Oh, my word


A line of jumbled letters stands before them as their brains furiously try to decipher, reshuffle and figure out the best combinations possible to get their scores shooting through the roof.

This is the world of Scrabble and a few players took to the tables at the Swartklip Indoor Centre, in Tafelsig, a fortnight ago, as part of the Cape Town Games to pit their wits against one another.

One of those players, who has taken to coaching other children in the game she has come to love, is Sheridan Harley, 18, from Cravenby, who first picked up the lettered tiles four years ago when she was introduced to the game on a competitive level.

“Around five years ago I started volunteering for the City of Cape Town hub in my area, where we introduce children to various games.

“Scrabble is one of about 13 games we use at the hub and it helps the children with their literacy.

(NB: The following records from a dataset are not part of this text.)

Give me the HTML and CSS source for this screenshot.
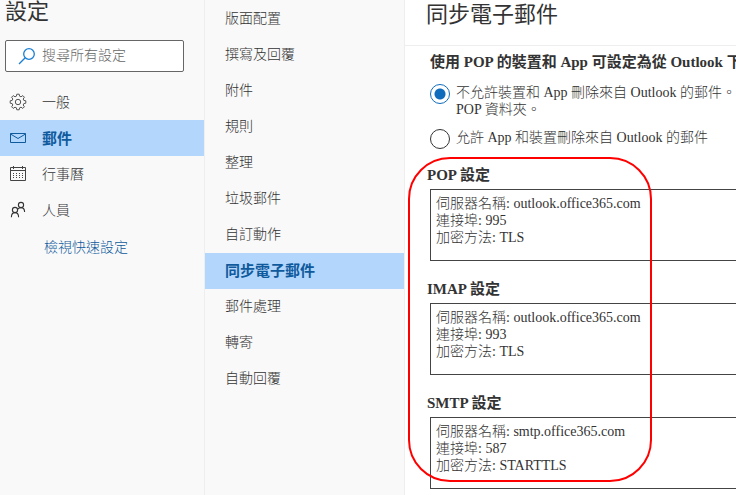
FILE: index.html
```html
<!DOCTYPE html>
<html lang="zh-Hant">
<head>
  <meta charset="UTF-8">
  <meta name="viewport" content="width=device-width, initial-scale=1">
  <title>設定 - 同步電子郵件</title>
  <link rel="stylesheet" href="styles.css">
</head>
<body>
  <div class="settings">

    <aside class="sidebar">
      <h1>設定</h1>
      <div class="search">
        <svg width="18" height="18" viewBox="0 0 18 18" fill="none" stroke="#1a7fd4" stroke-width="1.3">
          <circle cx="11" cy="7" r="5.3"/>
          <path d="M7.2 10.8 1 17"/>
        </svg>
        <input type="text" placeholder="搜尋所有設定" aria-label="搜尋所有設定">
      </div>
      <nav>
        <a href="#" class="item">
          <svg width="18" height="18" viewBox="0 0 18 18" fill="none" stroke="#555" stroke-width="1" stroke-linejoin="round">
            <path d="M7.8 1.2h2.4l.4 2 1.4.6 1.8-1.2 1.6 1.6-1.2 1.8.6 1.4 2 .4v2.4l-2 .4-.6 1.4 1.2 1.8-1.6 1.6-1.8-1.2-1.4.6-.4 2H7.8l-.4-2-1.4-.6-1.8 1.2-1.6-1.6 1.2-1.8-.6-1.4-2-.4V7.8l2-.4.6-1.4-1.2-1.8 1.6-1.6L6 3.8l1.4-.6z"/>
            <circle cx="9" cy="9" r="2.7"/>
          </svg>
          <span>一般</span>
        </a>
        <a href="#" class="item active">
          <svg width="18" height="18" viewBox="0 0 18 18" fill="none" stroke="#0f5a9c" stroke-width="1">
            <path d="M1.5 4.5h15v9h-15z"/>
            <path d="M1.5 5 9 9.5 16.5 5"/>
          </svg>
          <span>郵件</span>
        </a>
        <a href="#" class="item">
          <svg width="18" height="18" viewBox="0 0 18 18" fill="none" stroke="#444" stroke-width="1">
            <path d="M1.5 2.5h15v13h-15zM1.5 5.5h15M4.5 1v3M13.5 1v3"/>
            <path d="M4 8.5h10M4 10.5h10M4 12.5h10" stroke-dasharray="1 2"/>
          </svg>
          <span>行事曆</span>
        </a>
        <a href="#" class="item">
          <svg width="18" height="18" viewBox="0 0 18 18" fill="none" stroke="#333" stroke-width="1.1">
            <circle cx="6" cy="9" r="2.6"/>
            <path d="M2.4 16.2c0-2.800 1.500-4.600 3.600-4.600s3.600 1.800 3.600 4.600"/>
            <circle cx="12" cy="4" r="2.600"/>
            <path d="M8.800 8.200c.8-1 1.900-1.600 3.200-1.600 2.100 0 3.600 1.700 3.600 4.400"/>
          </svg>
          <span>人員</span>
        </a>
      </nav>
      <a href="#" class="quick">檢視快速設定</a>
    </aside>

    <nav class="subnav">
      <a href="#">版面配置</a>
      <a href="#">撰寫及回覆</a>
      <a href="#">附件</a>
      <a href="#">規則</a>
      <a href="#">整理</a>
      <a href="#">垃圾郵件</a>
      <a href="#">自訂動作</a>
      <a href="#" class="active">同步電子郵件</a>
      <a href="#">郵件處理</a>
      <a href="#">轉寄</a>
      <a href="#">自動回覆</a>
    </nav>

    <main>
      <h2>同步電子郵件</h2>

      <fieldset>
        <legend>使用 POP 的裝置和 App 可設定為從 Outlook 下</legend>
        <label class="option">
          <input type="radio" name="pop" checked>
          <span>不允許裝置和 App 刪除來自 Outlook 的郵件。<br>POP 資料夾。</span>
        </label>
        <label class="option">
          <input type="radio" name="pop">
          <span>允許 App 和裝置刪除來自 Outlook 的郵件</span>
        </label>
      </fieldset>

      <div class="servers">
        <div class="server">
          <label for="pop">POP 設定</label>
          <textarea id="pop" readonly>伺服器名稱: outlook.office365.com
連接埠: 995
加密方法: TLS</textarea>
        </div>
        <div class="server">
          <label for="imap">IMAP 設定</label>
          <textarea id="imap" readonly>伺服器名稱: outlook.office365.com
連接埠: 993
加密方法: TLS</textarea>
        </div>
        <div class="server">
          <label for="smtp">SMTP 設定</label>
          <textarea id="smtp" readonly>伺服器名稱: smtp.office365.com
連接埠: 587
加密方法: STARTTLS</textarea>
        </div>
        <div class="marker"></div>
      </div>
    </main>

  </div>
</body>
</html>
```
FILE: styles.css
```css
* {
  box-sizing: border-box;
}
body {
  margin: 0;
  font-family: "Liberation Serif", "Noto Sans CJK TC", serif;
  font-size: 14px;
  font-weight: 300;
  color: #333;
  background: #fff;
  overflow: hidden;
}
a {
  color: inherit;
  text-decoration: none;
}
.settings {
  display: grid;
  grid-template-columns: 205px 200px 1fr;
  height: 100vh;
}

/* left column */
.sidebar {
  background: #f9f9f9;
  border-right: 1px solid #eee;
}
h1, h2 {
  margin: 0;
  font-size: 22px;
  font-weight: 400;
}
h1 {
  padding-left: 5px;
  line-height: 24px;
}
.search {
  display: flex;
  align-items: center;
  gap: 6px;
  height: 32px;
  margin: 16px 20px 12px 5px;
  padding: 0 12px;
  border: 1px solid #666;
  border-radius: 2px;
  background: #fff;
}
.search svg {
  flex: none;
}
.search input {
  width: 100%;
  min-width: 0;
  padding: 0;
  border: 0;
  outline: 0;
  background: none;
  font: inherit;
}
.search input::placeholder {
  color: #666;
  opacity: 1;
}
.item {
  display: flex;
  align-items: center;
  gap: 15px;
  height: 36px;
  padding-left: 9px;
}
.item span {
  padding-bottom: 2px;
}
.active {
  background: #b3d6fc;
  color: #0f5a9c;
  font-size: 15px;
  font-weight: 700;
}
.quick {
  display: block;
  padding-left: 44px;
  line-height: 40px;
  color: #0f5a9c;
}

/* middle column */
.subnav {
  padding-top: 1px;
  background: #f9f9f9;
  border-right: 1px solid #eee;
}
.subnav a {
  display: block;
  padding-left: 20px;
  line-height: 36px;
}

/* content */
main {
  min-width: 0;
  overflow: hidden;
  white-space: nowrap;
}
h2 {
  padding: 0 0 15px 21px;
  line-height: 30px;
  border-bottom: 1px solid #eee;
}
fieldset {
  min-width: 0;
  margin: 0;
  padding: 0 0 0 25px;
  border: 0;
}
legend {
  padding: 0;
  font-size: 15px;
  font-weight: 700;
  line-height: 32px;
}
.option {
  display: flex;
  align-items: flex-start;
  gap: 6px;
  margin-top: 6px;
  line-height: 17px;
}
.option + .option {
  margin-top: 11px;
}
.option input {
  appearance: none;
  flex: none;
  width: 20px;
  height: 20px;
  margin: 0;
  border: 1px solid #333;
  border-radius: 50%;
}
.option input:checked {
  border-color: #0f6cbd;
  background: radial-gradient(circle, #0f6cbd 5px, transparent 6px);
}
.servers {
  position: relative;
  padding-top: 16px;
}
.server {
  margin-bottom: 18px;
}
.server label {
  display: block;
  margin-bottom: 4px;
  padding-left: 22px;
  font-size: 15px;
  font-weight: 700;
  line-height: 20px;
}
.server textarea {
  display: block;
  width: 100%;
  height: 72px;
  margin-left: 25px;
  padding: 5px;
  border: 1px solid #444;
  outline: 0;
  resize: none;
  overflow: hidden;
  background: #fff;
  color: inherit;
  font: inherit;
  line-height: 17px;
}
/* red frame over the server settings */
.marker {
  position: absolute;
  top: 8px;
  left: 3px;
  width: 244px;
  height: 325px;
  border: 2px solid #f00;
  border-radius: 42px;
  pointer-events: none;
}
```
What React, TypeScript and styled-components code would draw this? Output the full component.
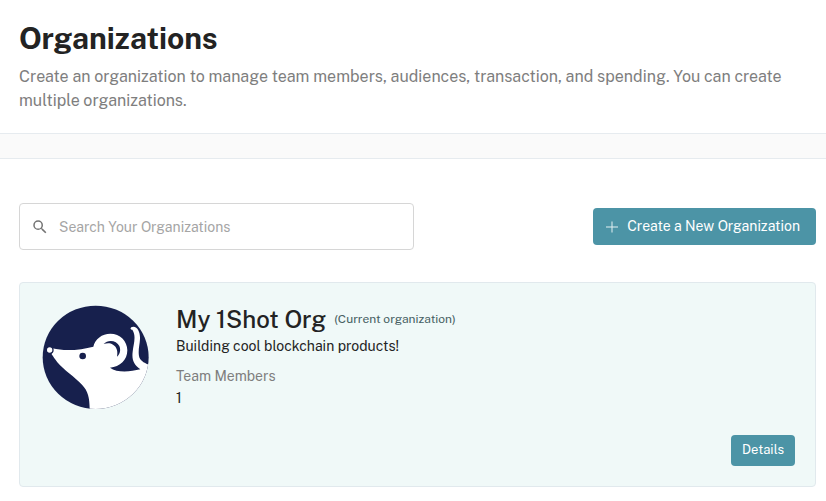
import React from "react";
import styled, { createGlobalStyle } from "styled-components";

const GlobalStyle = createGlobalStyle`
  *, *::before, *::after { box-sizing: border-box; }
  body {
    margin: 0;
    background: #fff;
    color: #212529;
    font-family: "Public Sans", Inter, "Liberation Sans", sans-serif;
    font-size: 14px;
  }
  h1, h2, p, dl, dd { margin: 0; }
`;

const Header = styled.header`
  padding: 18px 10px 20px 19px;
`;

const Title = styled.h1`
  font-size: 30px;
  line-height: 40px;
  font-weight: 700;
  color: #232323;
`;

const Lead = styled.p`
  margin-top: 7px;
  font-size: 16px;
  line-height: 24px;
  color: #7e7e7e;
`;

const Divider = styled.div`
  height: 26px;
  background: #fafafa;
  border: solid #e6ebef;
  border-width: 1px 0;
`;

const Main = styled.main`
  padding: 44px 10px 14px 19px;
`;

const Toolbar = styled.div`
  display: flex;
  align-items: center;
  justify-content: space-between;
  gap: 24px;
`;

const SearchBox = styled.label`
  display: flex;
  align-items: center;
  gap: 10px;
  flex: 0 1 395px;
  height: 47px;
  padding: 0 11px;
  border: 1px solid #d6d6d6;
  border-radius: 4px;
`;

const SearchInput = styled.input`
  flex: 1;
  min-width: 0;
  padding: 0;
  border: 0;
  outline: 0;
  background: transparent;
  font: inherit;
  line-height: 20px;
  color: #232323;
  &::placeholder { color: #a5a5a5; opacity: 1; }
`;

const Button = styled.button<{ $small?: boolean }>`
  display: flex;
  align-items: center;
  justify-content: center;
  gap: 8px;
  flex: none;
  height: ${(p) => (p.$small ? "31px" : "37px")};
  padding: ${(p) => (p.$small ? "0 11px 2px" : "0 16px 2px 12px")};
  border: 0;
  border-radius: 4px;
  background: #4c94a6;
  color: #fff;
  font-family: inherit;
  font-size: ${(p) => (p.$small ? "13px" : "14px")};
  line-height: 20px;
  cursor: pointer;
`;

const Card = styled.article`
  display: grid;
  grid-template-columns: 107px 1fr;
  column-gap: 27px;
  margin-top: 32px;
  padding: 20px 20px 20px 22px;
  border: 1px solid #e1e9ed;
  border-radius: 4px;
  background: #f0f9f8;
`;

const Avatar = styled.svg`
  display: block;
  width: 107px;
  height: 104px;
  margin-top: 2px;
`;

const NameRow = styled.div`
  display: flex;
  align-items: center;
  gap: 8px;
`;

const OrgName = styled.h2`
  font-size: 24px;
  line-height: 32px;
  font-weight: 500;
  color: #232323;
`;

const Current = styled.span`
  font-size: 12px;
  line-height: 16px;
  color: #466062;
`;

const Description = styled.p`
  line-height: 22px;
  color: #232323;
`;

const Stats = styled.dl`
  margin-top: 8px;
  line-height: 22px;
`;

const StatLabel = styled.dt`
  color: #7e7e7e;
`;

const StatValue = styled.dd`
  color: #232323;
`;

const Actions = styled.footer`
  grid-column: 1 / -1;
  display: flex;
  justify-content: flex-end;
  margin-top: 26px;
`;

const SearchIcon = () => (
  <svg width="18" height="18" viewBox="0 0 24 24" fill="#737373" aria-hidden="true">
    <path d="M15.5 14h-.79l-.28-.27A6.47 6.47 0 0 0 16 9.5 6.5 6.5 0 1 0 9.5 16c1.61 0 3.09-.59 4.23-1.57l.27.28v.79l5 4.99L20.49 19zm-6 0a4.5 4.5 0 1 1 0-9 4.5 4.5 0 0 1 0 9" />
  </svg>
);

const PlusIcon = () => (
  <svg width="14" height="14" viewBox="0 0 14 14" stroke="#e2f0f2" fill="none" aria-hidden="true">
    <path d="M7 2.5v11M1 8h12" />
  </svg>
);

const MouseAvatar = () => (
  <Avatar viewBox="37 28 321 312" preserveAspectRatio="none" role="img" aria-label="My 1Shot Org logo">
    <defs>
      <clipPath id="avatarDisc">
        <ellipse cx="198" cy="185" rx="159" ry="155" />
      </clipPath>
    </defs>
    <g clipPath="url(#avatarDisc)">
      <rect x="37" y="28" width="321" height="314" fill="#17204d" />
      <path
        fill="#fff"
        d="M68 158 C108 168 156 162 191 153 C196 130 217 114 242 114 C271 114 293 136 293 164 C293 193 271 214 241 216 C262 232 302 228 332 221 C312 207 306 192 309 168 C311 145 321 122 308 102 C300 102 301 93 311 93 C325 93 332 112 331 130 C330 149 325 164 328 181 C330 193 342 202 360 208 V345 H180 C180 307 176 287 157 267 C137 246 101 222 83 200 C76 191 72 184 66 176 Z"
      />
      <path fill="#17204d" d="M222 145 C235 130 261 134 269 151 C274 163 271 176 262 183 C265 167 262 154 250 147 C241 141 232 142 222 145 Z" />
      <circle cx="159" cy="181" r="10" fill="#17204d" />
      <circle cx="60" cy="163" r="10" fill="#fff" stroke="#17204d" strokeWidth="4" />
    </g>
  </Avatar>
);

export default function App() {
  return (
    <>
      <GlobalStyle />
      <Header>
        <Title>Organizations</Title>
        <Lead>
          Create an organization to manage team members, audiences, transaction, and spending. You can create multiple
          organizations.
        </Lead>
      </Header>
      <Divider />
      <Main>
        <Toolbar>
          <SearchBox>
            <SearchIcon />
            <SearchInput type="text" placeholder="Search Your Organizations" aria-label="Search Your Organizations" />
          </SearchBox>
          <Button type="button">
            <PlusIcon />
            Create a New Organization
          </Button>
        </Toolbar>
        <Card>
          <MouseAvatar />
          <div>
            <NameRow>
              <OrgName>My 1Shot Org</OrgName>
              <Current>(Current organization)</Current>
            </NameRow>
            <Description>Building cool blockchain products!</Description>
            <Stats>
              <StatLabel>Team Members</StatLabel>
              <StatValue>1</StatValue>
            </Stats>
          </div>
          <Actions>
            <Button type="button" $small>
              Details
            </Button>
          </Actions>
        </Card>
      </Main>
    </>
  );
}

I was already familiar with the game as I played it on my phone so there weren’t any difficulties when it came to learning the board version.

“The main problem people have is knowing what words can be made with their tiles but we have a book that we use to teach them what some of their options are and that helps a lot.

“The event on Saturday was a compilation of the games we use at the hub, with the different districts coming together to play.

“It was great for us and we won for the second year in a row.

“This is a good way to motivate children to get involved with these types of games.

“We do promote the hub, especially during the holidays and put up posters to let them know what we are doing.

“One way that we have incorporated Scrabble off the board, is that we’ve made big A4 letters that we use in group-based games to get the children to learn how to use different words.

“I think to be a good Scrabble player your wordmaking needs to be good and you need to be able to think fast.

“It’s not just about making words, though, you also need to know how to use the board itself and how you can multiply scores and so on, so there’s a logic component to it too,” she said.

One person who will be particularly pleased to hear Sheridan’s enthusiasm for the game, is Gerald Davis, chairperson of Scrabble South Africa, who also heads up the provincial development of the game.

His aim is to grow the sport at grassroots level so that children from across the city can find a love for the game that he himself acquired in the late 1980s.

“Saturday’s event at the Cape Town Games was an eye-opener for us to see how the game of Scrabble is being taught at the city hubs. We need to now make sure that we create a better understanding of the fundamentals and the more intricate dynamics of the game.

“We invited some of the children to come the SA national championships which took place in Newlands, to see how the game is played at a more competitive level.

“This is also something that we want to reiterate, that this is a sport, a mind sport, that is organised and played competitively.”